Few things are as pleasurable as hitting the open road, especially in a new country and with the novelty of driving a new(ish) car.
But as roads and conditions can vary from country to country, so too can rental prices - by as much as 29-fold, a new study has found.
In the study, UK-based company ChooseMyCar looked at the average cost of a week’s car hire in 100 countries to reveal the cheapest and most expensive nations in which to rent a vehicle. And it found Eastern Europe to be the place where travellers can drive longest for least.
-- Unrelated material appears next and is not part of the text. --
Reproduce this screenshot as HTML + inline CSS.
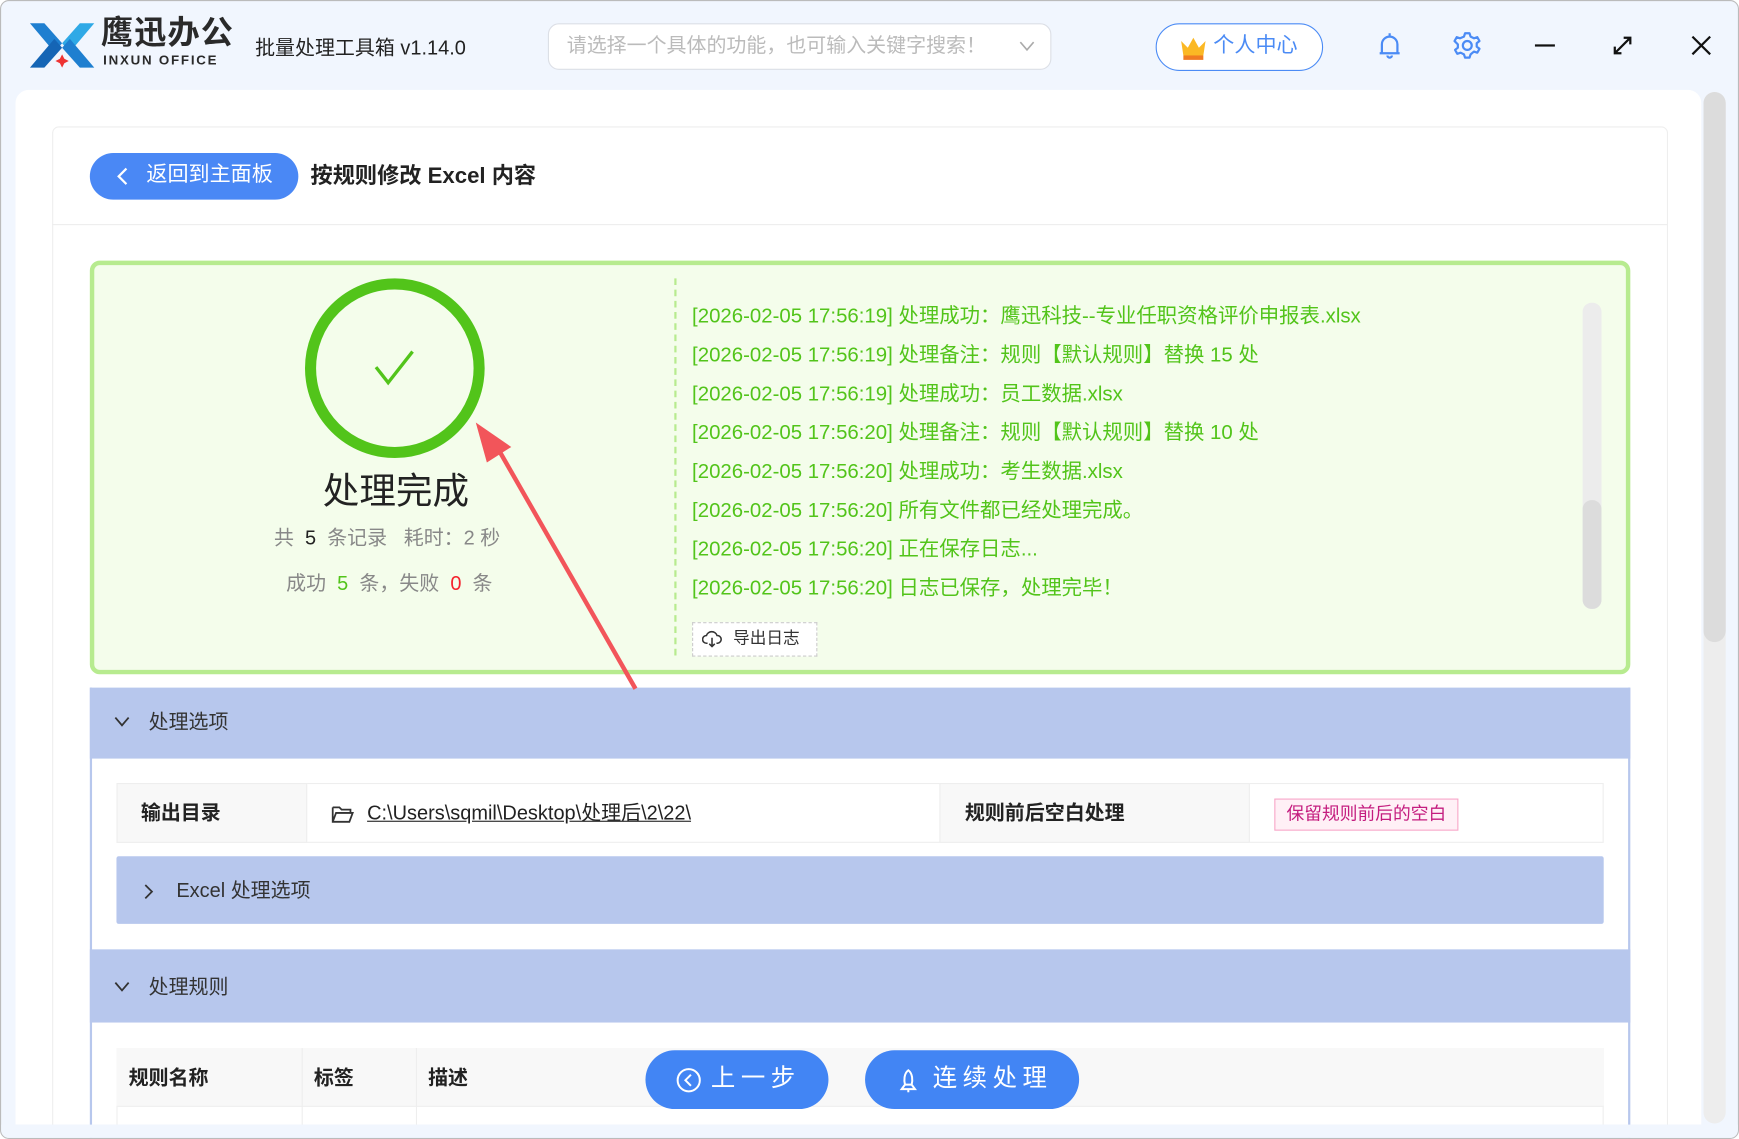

The cheapest country to hire a car in, according to the study, is Montenegro, where you can grab a vehicle for seven days for just US$41, followed by neighbouring Serbia ($57), Croatia ($74), Bosnia and Herzegovina ($78) and Guatemala ($108) in Central America.
Greece, Brazil, Lithuania, Bulgaria and Denmark rounded out the ten most affordable countries for car hires.
At the top end of the scale, the most expensive nations in which to rent a car are Cambodia, where a week-long rental will set you back on average $1,192, Ghana ($1,191), Benin ($1,123), Burkina Faso ($1,103) and Angola ($888).
In Australia, seven days’ car hire will cost an average $492 (74th most affordable out of 100), while in New Zealand it’ll set you back $715 (91st).
Other popular destinations for Aussies finished: South Africa (12th), Thailand (16th), Ireland (23nd), Canada (33rd), UK (40th), USA (57th) and Japan (67th).